> REQUIRED TASK
Begin at the first line of the data and copy each line through the one containing "import React from", that line included, with no pictures.

> DATA PROVIDED
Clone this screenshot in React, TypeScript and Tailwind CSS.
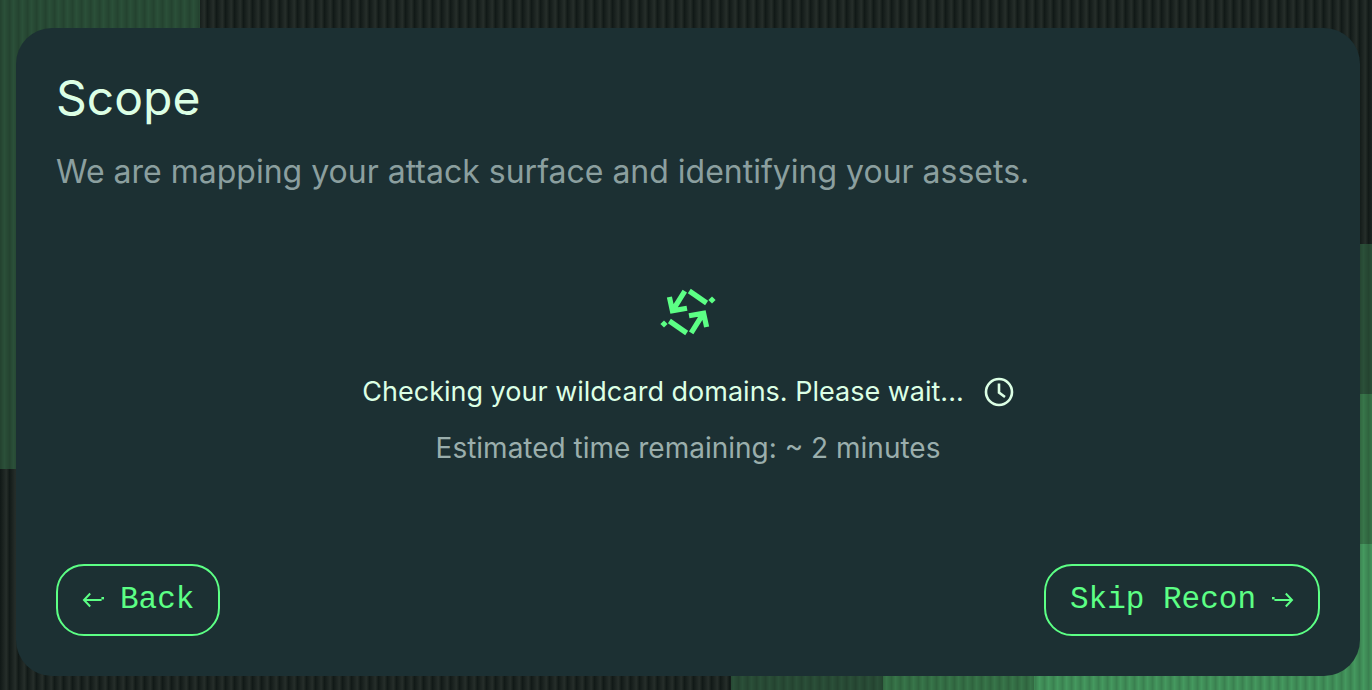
import React from "react";

function Backdrop() {
  return (
    <svg aria-hidden="true" className="absolute inset-0 h-full w-full" viewBox="0 0 1372 690" preserveAspectRatio="none">
      <defs>
        <linearGradient id="rib">
          <stop offset="0" stopColor="#101816" />
          <stop offset="0.4" stopColor="#1c2421" />
          <stop offset="0.7" stopColor="#262e2a" />
          <stop offset="1" stopColor="#151d1a" />
        </linearGradient>
        <linearGradient id="softRib">
          <stop offset="0" stopColor="#000" stopOpacity="0.18" />
          <stop offset="0.5" stopColor="#000" stopOpacity="0" />
          <stop offset="1" stopColor="#000" stopOpacity="0.14" />
        </linearGradient>
        <pattern id="dark" width="9" height="690" patternUnits="userSpaceOnUse">
          <rect width="9" height="690" fill="url(#rib)" />
        </pattern>
        <pattern id="ribs" width="9" height="690" patternUnits="userSpaceOnUse">
          <rect width="9" height="690" fill="url(#softRib)" />
        </pattern>
      </defs>
      <rect width="1372" height="690" fill="url(#dark)" />
      <path d="M0 0H200V469H0Z" fill="#2b5039" />
      <path d="M731 660H883V690H731ZM1340 244H1372V395H1340Z" fill="#2b5039" />
      <path d="M883 660H1034V690H883ZM1340 394H1372V544H1340Z" fill="#38764a" />
      <path d="M1034 544H1372V690H1034Z" fill="#45995f" />
      <path d="M0 0H200V469H0ZM731 660H1034V690H731ZM1034 544H1372V690H1034ZM1340 244H1372V544H1340Z" fill="url(#ribs)" />
    </svg>
  );
}

function SyncHalf() {
  return (
    <>
      <path d="M24.8 3.2L13 22M9.4 9L12.4 22.8L27 20.2" />
      <path d="M29.3 3L46.6 15" />
      <path d="M52 8.4L55.6 12L52 15.6L48.4 12Z" fill="#5cff85" stroke="none" />
    </>
  );
}

function SyncIcon() {
  return (
    <svg aria-hidden="true" viewBox="0 0 56 48" className="h-12 w-14" fill="none" stroke="#5cff85" strokeWidth="5.2">
      <SyncHalf />
      <g transform="rotate(180 28 24)">
        <SyncHalf />
      </g>
    </svg>
  );
}

function ClockIcon() {
  return (
    <svg aria-hidden="true" viewBox="0 0 30 30" className="size-[30px]" fill="none" stroke="#dcffe5" strokeWidth="2.6">
      <circle cx="15" cy="15" r="13" />
      <path d="M15 6.5V15.5L21 20" />
    </svg>
  );
}

function Arrow({ flipped = false }: { flipped?: boolean }) {
  return (
    <svg aria-hidden="true" viewBox="0 0 22 16" className={flipped ? "h-4 w-[22px] -scale-x-100" : "h-4 w-[22px]"} fill="none" stroke="currentColor" strokeWidth="2">
      <path d="M8.2 1.5L2 8L8.2 14.5M2 8H19.6" />
      <path d="M19.4 5H22V7.4H19.4Z" fill="currentColor" stroke="none" />
    </svg>
  );
}

const buttonClass =
  "flex h-18 cursor-pointer items-center gap-4 rounded-[28px] border-2 border-[#5cff85] px-6 font-['Liberation_Mono',monospace] text-[31px] leading-9 text-[#5cff85]";

export default function App() {
  return (
    <div className="relative flex min-h-screen flex-col bg-[#1b2420] pt-7 pr-3 pb-3.5 pl-4 font-['Inter',sans-serif]">
      <Backdrop />
      <main className="relative flex grow flex-col rounded-[36px] bg-[#1c3033] p-10">
        <h1 className="text-[48px] leading-15 text-[#dcffe5]">Scope</h1>
        <p className="mt-5 text-[32px] leading-12 text-[#8b9f9f]">
          We are mapping your attack surface and identifying your assets.
        </p>
        <section aria-live="polite" className="flex grow flex-col items-center pt-[92px]">
          <SyncIcon />
          <div className="mt-8 flex items-center gap-5 text-[27px] leading-12 text-[#dcffe5]">
            <p>Checking your wildcard domains. Please wait...</p>
            <ClockIcon />
          </div>
          <p className="mt-2 text-[28px] leading-12 text-[#9aaeac]">Estimated time remaining: ~ 2 minutes</p>
        </section>
        <footer className="flex items-center justify-between">
          <button type="button" className={buttonClass}>
            <Arrow />
            Back
          </button>
          <button type="button" className={buttonClass}>
            Skip Recon
            <Arrow flipped />
          </button>
        </footer>
      </main>
    </div>
  );
}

> RESULT
Clone this screenshot in React, TypeScript and Tailwind CSS.
import React from "react";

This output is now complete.